-- Start of Given data --

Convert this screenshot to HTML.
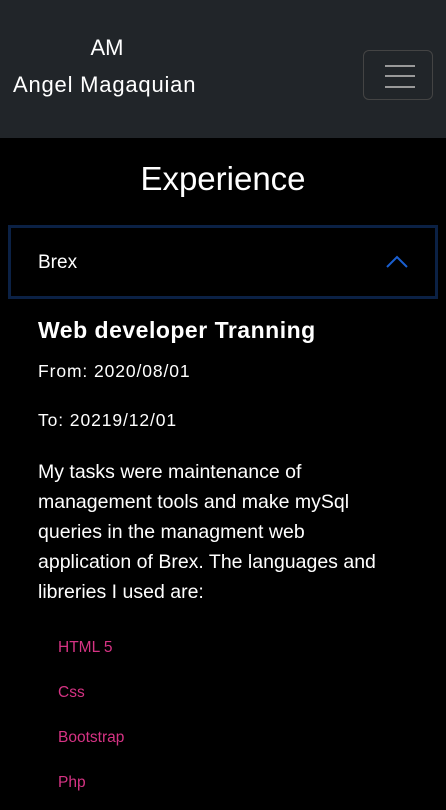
<!DOCTYPE html>
<html><head><meta charset="utf-8"><style>
*{margin:0;padding:0;box-sizing:border-box}
body{width:446px;height:810px;overflow:hidden;background:#000;font-family:"Liberation Sans",sans-serif;color:#fff}
.hdr{position:absolute;left:0;top:0;width:446px;height:138px;background:#212529}
.am{position:absolute;left:0;width:214px;text-align:center;top:35px;font-size:22px}
.nm{position:absolute;left:13px;top:72px;font-size:22px;letter-spacing:0.8px;white-space:nowrap}
.tog{position:absolute;left:363px;top:50px;width:70px;height:50px;border:1px solid #444;border-radius:6px}
.tog i{position:absolute;left:21px;width:30px;height:2px;background:#999}
h1{position:absolute;top:160px;width:446px;text-align:center;font-weight:normal;font-size:33px}
.acc{position:absolute;left:8px;top:225px;width:430px;height:74px;border:3px solid #0b2145}
.acc span{position:absolute;left:27px;top:24px;font-size:19px}
.acc svg{position:absolute;left:374px;top:27px}
.t{position:absolute;left:38px;font-size:17.5px;letter-spacing:0.9px;white-space:nowrap}
h2{position:absolute;left:38px;top:317px;font-size:23px;letter-spacing:0.5px;white-space:nowrap}
.p{position:absolute;left:38px;top:457px;width:400px;font-size:19.5px;line-height:30px;white-space:nowrap}
.li{position:absolute;left:58px;color:#d63384;font-size:15.5px}
</style></head><body>
<div class="hdr"><div class="am">AM</div><div class="nm">Angel Magaquian</div>
<div class="tog"><i style="top:14px"></i><i style="top:24px"></i><i style="top:35px"></i></div></div>
<h1>Experience</h1>
<div class="acc"><span>Brex</span><svg width="24" height="14" viewBox="0 0 24 14"><path d="M2 12L12 2L22 12" fill="none" stroke="#1a5fd0" stroke-width="2"/></svg></div>
<h2>Web developer Tranning</h2>
<div class="t" style="top:361px">From: 2020/08/01</div>
<div class="t" style="top:410px">To: 20219/12/01</div>
<div class="p">My tasks were maintenance of<br>management tools and make mySql<br>queries in the managment web<br>application of Brex. The languages and<br>libreries I used are:</div>
<div class="li" style="top:639px">HTML 5</div>
<div class="li" style="top:684px">Css</div>
<div class="li" style="top:729px">Bootstrap</div>
<div class="li" style="top:774px">Php</div>
</body></html>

-- End of Given data --

## Exercise instructions
Set down the complete material exactly, but do not include the images.

## Written response
Convert this screenshot to HTML.
<!DOCTYPE html>
<html><head><meta charset="utf-8"><style>
*{margin:0;padding:0;box-sizing:border-box}
body{width:446px;height:810px;overflow:hidden;background:#000;font-family:"Liberation Sans",sans-serif;color:#fff}
.hdr{position:absolute;left:0;top:0;width:446px;height:138px;background:#212529}
.am{position:absolute;left:0;width:214px;text-align:center;top:35px;font-size:22px}
.nm{position:absolute;left:13px;top:72px;font-size:22px;letter-spacing:0.8px;white-space:nowrap}
.tog{position:absolute;left:363px;top:50px;width:70px;height:50px;border:1px solid #444;border-radius:6px}
.tog i{position:absolute;left:21px;width:30px;height:2px;background:#999}
h1{position:absolute;top:160px;width:446px;text-align:center;font-weight:normal;font-size:33px}
.acc{position:absolute;left:8px;top:225px;width:430px;height:74px;border:3px solid #0b2145}
.acc span{position:absolute;left:27px;top:24px;font-size:19px}
.acc svg{position:absolute;left:374px;top:27px}
.t{position:absolute;left:38px;font-size:17.5px;letter-spacing:0.9px;white-space:nowrap}
h2{position:absolute;left:38px;top:317px;font-size:23px;letter-spacing:0.5px;white-space:nowrap}
.p{position:absolute;left:38px;top:457px;width:400px;font-size:19.5px;line-height:30px;white-space:nowrap}
.li{position:absolute;left:58px;color:#d63384;font-size:15.5px}
</style></head><body>
<div class="hdr"><div class="am">AM</div><div class="nm">Angel Magaquian</div>
<div class="tog"><i style="top:14px"></i><i style="top:24px"></i><i style="top:35px"></i></div></div>
<h1>Experience</h1>
<div class="acc"><span>Brex</span><svg width="24" height="14" viewBox="0 0 24 14"><path d="M2 12L12 2L22 12" fill="none" stroke="#1a5fd0" stroke-width="2"/></svg></div>
<h2>Web developer Tranning</h2>
<div class="t" style="top:361px">From: 2020/08/01</div>
<div class="t" style="top:410px">To: 20219/12/01</div>
<div class="p">My tasks were maintenance of<br>management tools and make mySql<br>queries in the managment web<br>application of Brex. The languages and<br>libreries I used are:</div>
<div class="li" style="top:639px">HTML 5</div>
<div class="li" style="top:684px">Css</div>
<div class="li" style="top:729px">Bootstrap</div>
<div class="li" style="top:774px">Php</div>
</body></html>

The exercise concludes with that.